On this, the second day of February, I am 24 days away from departing for my grand adventure of being a Community Economic Development volunteer in Senegal! I finally booked my flight to DC. I leave bright and early on February 26 th. I have orientation on the 27 th and then fly out to Senegal on the 28 th. I’m getting so excited. I’ve been trying to pack and tie up all the loose ends I have. I raided the travel size hygiene products at Wal-Mart. I just can’t pass them up. I also got a day planner (those who know me, know my obsession with the need for a day planner). This day planner, however, also has conversion tables from feet to meters and all that good stuff. I’m excited to have gotten such a great program. I want to dive a little deeper into economic development, starting with microfinance.
Investopedia defines microfinance as, “A type of banking service that is provided to unemployed or low-income individuals or groups who would otherwise have no other means of gaining financial services. Ultimately, the goal of microfinance is to give low income people an opportunity to become self-sufficient by providing a means of saving money, borrowing money and insurance.”
Microfinance is something that has always peaked my interest since learning about it. I believe economic development, including microfinance, is kind of like the last step in development. You must have a stable, safe country with no wars and people who are healthy, educated, and able to work. I believe education is extremely empowering and opens many opportunities, however, after a certain level; education is not worth as much if there is no employment. For example, there is no point spending endless years in medical school if you cannot get a job as a doctor.
This is precisely the problem in many communities, even in America. Children drop out of school to work or take care of younger siblings. In many places this happens at a very young age. These children have to get jobs picking crops or selling things to ensure that their family has enough to eat. They cannot wait for the promise of a higher wage after education; they need it now.

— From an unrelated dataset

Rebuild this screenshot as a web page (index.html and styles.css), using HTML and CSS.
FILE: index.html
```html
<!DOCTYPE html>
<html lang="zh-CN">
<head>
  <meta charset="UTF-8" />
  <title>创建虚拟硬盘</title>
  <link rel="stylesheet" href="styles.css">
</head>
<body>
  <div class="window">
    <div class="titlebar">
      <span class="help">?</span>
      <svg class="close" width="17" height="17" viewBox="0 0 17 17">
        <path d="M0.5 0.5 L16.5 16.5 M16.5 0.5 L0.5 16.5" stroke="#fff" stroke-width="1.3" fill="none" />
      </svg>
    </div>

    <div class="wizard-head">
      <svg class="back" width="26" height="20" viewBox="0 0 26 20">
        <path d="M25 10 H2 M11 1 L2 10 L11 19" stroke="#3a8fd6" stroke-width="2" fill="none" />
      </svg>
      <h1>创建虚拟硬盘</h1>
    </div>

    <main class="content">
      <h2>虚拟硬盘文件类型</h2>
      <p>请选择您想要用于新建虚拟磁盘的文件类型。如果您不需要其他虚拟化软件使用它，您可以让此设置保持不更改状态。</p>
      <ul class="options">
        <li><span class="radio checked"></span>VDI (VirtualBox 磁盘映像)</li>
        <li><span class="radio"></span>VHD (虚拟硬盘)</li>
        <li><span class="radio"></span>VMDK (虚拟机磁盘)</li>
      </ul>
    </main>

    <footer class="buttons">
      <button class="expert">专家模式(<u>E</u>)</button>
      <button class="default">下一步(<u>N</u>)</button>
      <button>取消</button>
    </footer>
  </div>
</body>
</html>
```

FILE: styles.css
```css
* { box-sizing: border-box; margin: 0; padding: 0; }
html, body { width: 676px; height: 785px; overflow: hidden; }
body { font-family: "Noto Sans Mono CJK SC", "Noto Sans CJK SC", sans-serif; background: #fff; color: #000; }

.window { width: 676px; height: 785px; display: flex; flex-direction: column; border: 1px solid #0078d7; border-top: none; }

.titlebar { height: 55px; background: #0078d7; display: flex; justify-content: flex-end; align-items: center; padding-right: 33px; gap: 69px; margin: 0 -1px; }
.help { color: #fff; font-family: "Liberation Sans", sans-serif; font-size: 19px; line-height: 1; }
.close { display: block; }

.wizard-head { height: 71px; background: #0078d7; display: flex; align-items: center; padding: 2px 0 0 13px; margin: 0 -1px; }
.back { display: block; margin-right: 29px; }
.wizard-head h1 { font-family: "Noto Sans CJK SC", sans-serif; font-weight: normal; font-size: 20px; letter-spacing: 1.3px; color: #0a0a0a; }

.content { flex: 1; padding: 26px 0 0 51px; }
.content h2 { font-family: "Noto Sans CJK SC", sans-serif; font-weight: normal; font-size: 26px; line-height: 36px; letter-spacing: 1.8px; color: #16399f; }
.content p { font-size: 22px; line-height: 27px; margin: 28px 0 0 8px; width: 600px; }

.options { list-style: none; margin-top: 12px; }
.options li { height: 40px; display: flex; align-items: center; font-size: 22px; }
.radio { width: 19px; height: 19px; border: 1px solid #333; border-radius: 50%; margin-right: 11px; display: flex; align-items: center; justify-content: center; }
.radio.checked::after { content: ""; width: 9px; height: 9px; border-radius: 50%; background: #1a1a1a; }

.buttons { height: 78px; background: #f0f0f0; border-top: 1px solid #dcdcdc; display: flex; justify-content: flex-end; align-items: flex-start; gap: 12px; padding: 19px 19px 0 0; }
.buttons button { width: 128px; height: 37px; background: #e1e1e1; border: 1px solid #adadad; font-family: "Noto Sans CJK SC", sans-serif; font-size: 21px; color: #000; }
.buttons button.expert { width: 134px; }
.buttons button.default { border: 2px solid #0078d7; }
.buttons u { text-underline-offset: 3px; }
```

This is where microfinance comes in. Giving families small loans, they are able to grow their business or purchase a cow to sell milk or fertilizer to obtain a better crop yield, allowing their children to stay in school longer, become more educated, and obtain
Another interesting concept I have recently been introduced to is savings groups. I read about these groups in a Peace Corps book where volunteers talk about their experiences and a documentary I recently watched on Netflix called “Living on a Dollar a Day.” The concept is each month all members put in a certain amount of money they have agreed on. Each month, one member gets the lump sum of money. For example, if there are 10 members, each putting in $10, one member each month receives $100. Each member gets a turn getting the money. This money can be used to make an investment in a business, to pay school feels, or to buy things such as a cooking stove or medicine for a family member, or even to upgrade the house. This is extremely important in places where there is very limited access to formal savings opportunities.

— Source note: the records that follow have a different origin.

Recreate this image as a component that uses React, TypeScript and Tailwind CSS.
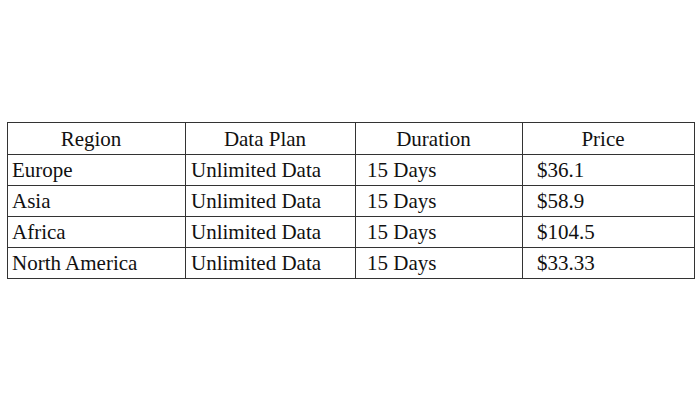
import React from 'react';

const rows = [
  { region: 'Europe', plan: 'Unlimited Data', duration: '15 Days', price: '$36.1' },
  { region: 'Asia', plan: 'Unlimited Data', duration: '15 Days', price: '$58.9' },
  { region: 'Africa', plan: 'Unlimited Data', duration: '15 Days', price: '$104.5' },
  { region: 'North America', plan: 'Unlimited Data', duration: '15 Days', price: '$33.33' },
];

const App = () => {
  return (
    <div className="w-[700px] h-[400px] bg-white pt-[122px] pl-[7px] text-[#111]" style={{ fontFamily: '"Liberation Serif", "Times New Roman", serif' }}>
      <table className="border-collapse table-fixed w-[687px] text-[21px] leading-[24px]">
        <colgroup>
          <col className="w-[178px]" />
          <col className="w-[170px]" />
          <col className="w-[167px]" />
          <col className="w-[172px]" />
        </colgroup>
        <thead>
          <tr className="h-[32px]">
            <th className="border border-[#333] font-normal text-center py-0 pl-0 pr-[11px]">Region</th>
            <th className="border border-[#333] font-normal text-center py-0 pl-0 pr-[11px]">Data Plan</th>
            <th className="border border-[#333] font-normal text-center py-0 pl-0 pr-[11px]">Duration</th>
            <th className="border border-[#333] font-normal text-center py-0 pl-0 pr-[11px]">Price</th>
          </tr>
        </thead>
        <tbody>
          {rows.map((r) => (
            <tr key={r.region} className="h-[31px]">
              <td className="border border-[#333] py-0 pl-[4px] whitespace-nowrap">{r.region}</td>
              <td className="border border-[#333] py-0 pl-[5px] whitespace-nowrap">{r.plan}</td>
              <td className="border border-[#333] py-0 pl-[11px] whitespace-nowrap">{r.duration}</td>
              <td className="border border-[#333] py-0 pl-[14px] whitespace-nowrap">{r.price}</td>
            </tr>
          ))}
        </tbody>
      </table>
    </div>
  );
};

export default App;
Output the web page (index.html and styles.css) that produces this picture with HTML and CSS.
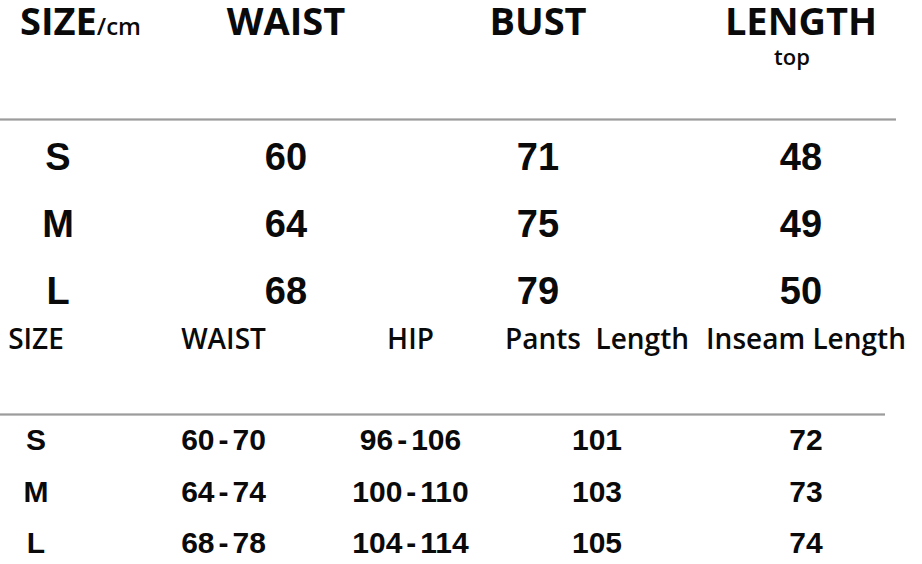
FILE: index.html
```html
<!DOCTYPE html>
<html lang="en">
<head>
<meta charset="utf-8">
<title>Size chart</title>
<link rel="stylesheet" href="styles.css">
</head>
<body>
<div class="chart">
  <div class="top-table">
    <div class="top-head first">SIZE<span class="unit">/cm</span></div>
    <div class="top-head">WAIST</div>
    <div class="top-head">BUST</div>
    <div class="top-head last"><span class="main">LENGTH</span><span class="sub">top</span></div>
  </div>
  <div class="rule rule-top"></div>
  <div class="top-table body">
    <div class="cell first">S</div><div class="cell">60</div><div class="cell">71</div><div class="cell last">48</div>
    <div class="cell first">M</div><div class="cell">64</div><div class="cell">75</div><div class="cell last">49</div>
    <div class="cell first">L</div><div class="cell">68</div><div class="cell">79</div><div class="cell last">50</div>
  </div>

  <div class="bot-table head">
    <div class="bhead first">SIZE</div>
    <div class="bhead">WAIST</div>
    <div class="bhead">HIP</div>
    <div class="bhead">Pants&nbsp; Length</div>
    <div class="bhead">Inseam Length</div>
  </div>
  <div class="rule rule-bot"></div>
  <div class="bot-table body">
    <div class="bcell first">S</div><div class="bcell">60<span class="dash">-</span>70</div><div class="bcell">96<span class="dash">-</span>106</div><div class="bcell">101</div><div class="bcell">72</div>
    <div class="bcell first">M</div><div class="bcell">64<span class="dash">-</span>74</div><div class="bcell">100<span class="dash">-</span>110</div><div class="bcell">103</div><div class="bcell">73</div>
    <div class="bcell first">L</div><div class="bcell">68<span class="dash">-</span>78</div><div class="bcell">104<span class="dash">-</span>114</div><div class="bcell">105</div><div class="bcell">74</div>
  </div>
</div>
</body>
</html>
```

FILE: styles.css
```css
html, body {
  margin: 0;
  padding: 0;
  background: #ffffff;
}

body {
  width: 922px;
  height: 564px;
  overflow: hidden;
  color: #0a0a0a;
}

.chart {
  display: flex;
  flex-direction: column;
}

/* ---------- top table ---------- */
.top-table {
  display: grid;
  grid-template-columns: 160px 252px 252px 1fr;
}

.top-head {
  font-family: "Open Sans", "Noto Sans", sans-serif;
  font-weight: 700;
  font-size: 38px;
  line-height: 40px;
  text-align: center;
  height: 62px;
  display: flex;
  flex-direction: column;
  align-items: center;
}

.top-head.first {
  display: block;
  text-align: left;
  padding-left: 20px;
}

.top-head.last {
  padding-left: 16px;
}

.main {
  line-height: 40px;
}

.unit {
  font-size: 24px;
  font-weight: 600;
}

.sub {
  font-size: 22px;
  font-weight: 600;
  line-height: 22px;
  margin-top: 5px;
  margin-right: 18px;
}

.rule {
  height: 3px;
  background: linear-gradient(#d4d4d4, #9c9c9c 50%, #d4d4d4);
}

.rule-top {
  width: 896px;
  margin-top: 56px;
}

.top-table.body {
  margin-top: 3px;
}

.cell {
  font-family: "Liberation Sans", Arial, sans-serif;
  font-weight: 700;
  font-size: 38px;
  line-height: 67px;
  text-align: center;
}

.cell.first {
  justify-self: start;
  width: 116px;
}

.cell.last {
  padding-left: 16px;
}

/* ---------- bottom table ---------- */
.bot-table {
  display: grid;
  grid-template-columns: 130px 187px 187px 186px 232px;
}

.bhead {
  font-family: "Open Sans", "Noto Sans", sans-serif;
  font-weight: 600;
  font-size: 28px;
  line-height: 26px;
  height: 26px;
  text-align: center;
  white-space: nowrap;
}

.bhead.first,
.bcell.first {
  justify-self: start;
  width: 72px;
}

.rule-bot {
  width: 885px;
  margin-top: 62px;
}

.bot-table.body {
  margin-top: -2px;
}

.bcell {
  font-family: "Liberation Sans", Arial, sans-serif;
  font-weight: 700;
  font-size: 30px;
  line-height: 51.5px;
  text-align: center;
}

.dash {
  margin: 0 4px;
}
```
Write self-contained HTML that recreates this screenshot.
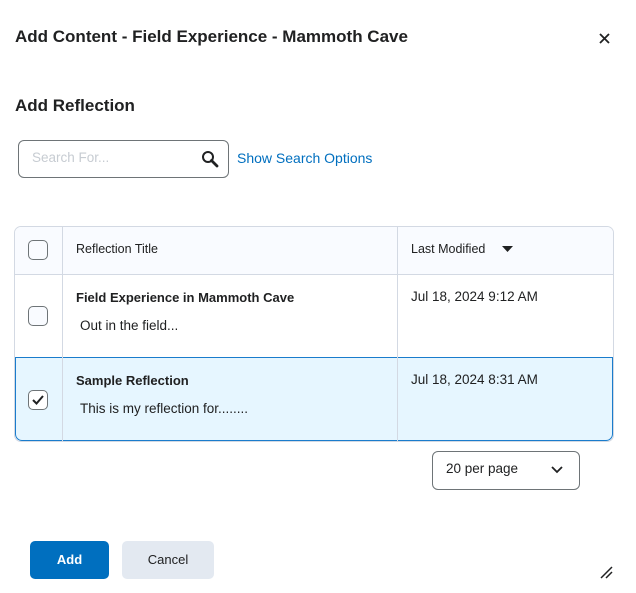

Why not just save the $10 yourself each month you ask? When living in poverty, and sometimes only $1 or $2 a day, it can be difficult to save the money each month and not spend it on something. Without the ability to put the money in a formal bank, it has to be saved in the house. This makes the money more accessible and vulnerable to be spent. They may spend it on food or other things needed daily. In some cases, one spouse or the other may spend it on alcohol.
In the United States, especially younger generations, we often take these things for granted and do not realize this is not the norm all around the world. Almost everyone in the States has a bank account and a debit card and many people have credit cards. We have things like direct deposit, where money is directly deposited into our bank accounts. Paper money is used a lot less frequently these days in the United States.

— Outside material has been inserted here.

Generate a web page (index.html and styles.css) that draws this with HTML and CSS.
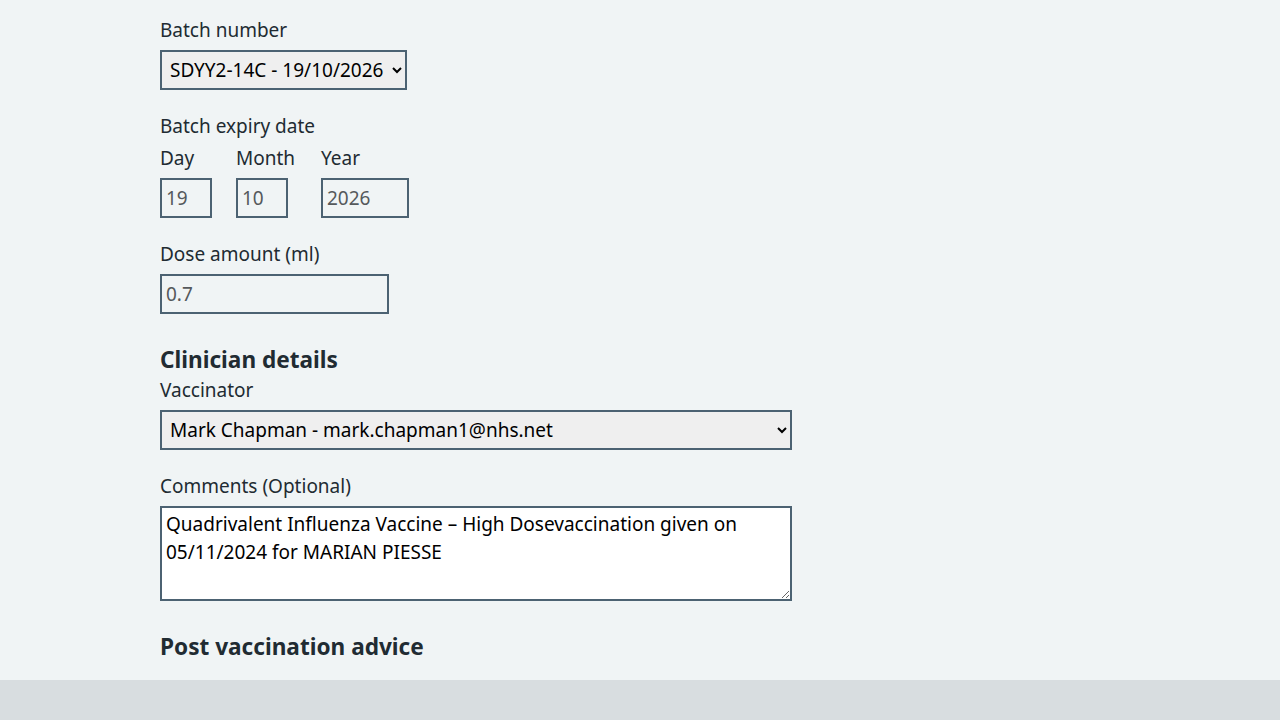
FILE: index.html
```html
<!DOCTYPE html>
<html lang="en">
<head>
<meta charset="utf-8">
<title>Vaccination record</title>
<link rel="stylesheet" href="styles.css">
</head>
<body>
<main class="page">
  <div class="form">
    <div class="group">
      <label class="label" for="batch">Batch number</label>
      <select class="select select-batch" id="batch">
        <option>SDYY2-14C - 19/10/2026</option>
      </select>
    </div>

    <fieldset class="group fieldset">
      <legend class="label legend">Batch expiry date</legend>
      <div class="date">
        <div class="date-item">
          <label class="label" for="day">Day</label>
          <input class="input w2" id="day" value="19" disabled>
        </div>
        <div class="date-item date-month">
          <label class="label" for="month">Month</label>
          <input class="input w2" id="month" value="10" disabled>
        </div>
        <div class="date-item">
          <label class="label" for="year">Year</label>
          <input class="input w4" id="year" value="2026" disabled>
        </div>
      </div>
    </fieldset>

    <div class="group">
      <label class="label" for="dose">Dose amount (ml)</label>
      <input class="input w10" id="dose" value="0.7" disabled>
    </div>

    <h2 class="heading">Clinician details</h2>
    <div class="group">
      <label class="label" for="vacc">Vaccinator</label>
      <select class="select select-wide" id="vacc">
        <option>Mark Chapman - mark.chapman1@nhs.net</option>
      </select>
    </div>

    <div class="group">
      <label class="label" for="comments">Comments (Optional)</label>
      <textarea class="textarea" id="comments">Quadrivalent Influenza Vaccine – High Dosevaccination given on 05/11/2024 for MARIAN PIESSE</textarea>
    </div>

    <h2 class="heading heading-last">Post vaccination advice</h2>
  </div>
</main>
<footer class="footer"></footer>
</body>
</html>
```

FILE: styles.css
```css
html, body {
  margin: 0;
  padding: 0;
}
body {
  background: #f0f4f5;
  color: #212b32;
  font-family: "Noto Sans", "Liberation Sans", sans-serif;
  font-size: 19px;
}
.page {
  padding: 16px 0 17px 160px;
}
.form {
  width: 632px;
}
.group {
  margin: 0 0 22px 0;
}
.fieldset {
  border: 0;
  padding: 0;
  min-width: 0;
}
.label {
  display: block;
  font-size: 19px;
  line-height: 28px;
  margin-bottom: 6px;
  color: #212b32;
}
.legend {
  padding: 0;
  margin-bottom: 4px;
}
.date {
  display: flex;
  gap: 24px;
}
.date-item {
  display: flex;
  flex-direction: column;
  align-items: flex-start;
}
.date-month {
  min-width: 61px;
}
.input {
  box-sizing: border-box;
  height: 40px;
  border: 2px solid #4c6272;
  background: transparent;
  padding: 4px;
  font-family: inherit;
  font-size: 19px;
  color: #55595c;
  margin: 0;
  border-radius: 0;
}
.w2 { width: 52px; }
.w4 { width: 88px; }
.w10 { width: 229px; }
.select {
  box-sizing: border-box;
  height: 40px;
  border: 2px solid #4c6272;
  background-color: #efefef;
  padding: 0 4px 0 4px;
  font-family: inherit;
  font-size: 19px;
  color: #000;
  border-radius: 0;
  margin: 0;
}
.select-batch { width: 247px; }
.select-wide { width: 632px; }
.textarea {
  display: block;
  box-sizing: border-box;
  width: 632px;
  height: 95px;
  border: 2px solid #4c6272;
  background: #fff;
  padding: 2px 4px 0 4px;
  font-family: inherit;
  font-size: 19px;
  line-height: 28px;
  color: #000;
  margin: 0;
  border-radius: 0;
}
.heading {
  font-size: 22.6px;
  line-height: 32px;
  font-weight: 700;
  margin: 30px 0 0 0;
  color: #212b32;
}
.footer {
  height: 60px;
  background: #d8dde0;
}
```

In many countries, even if there were formal banking services available, many years of war and corruption have caused a lack of confidence in the government, its services, and the information they give. In the 1930’s in the United States was in the Great Depression. Many banks failed and there were great bank runs of people attempting to get their money out, which caused an even greater crisis. This lack of confidence in the banks caused them to fail and no longer function. This confidence is essential, and in many countries is the reason why there are no banks.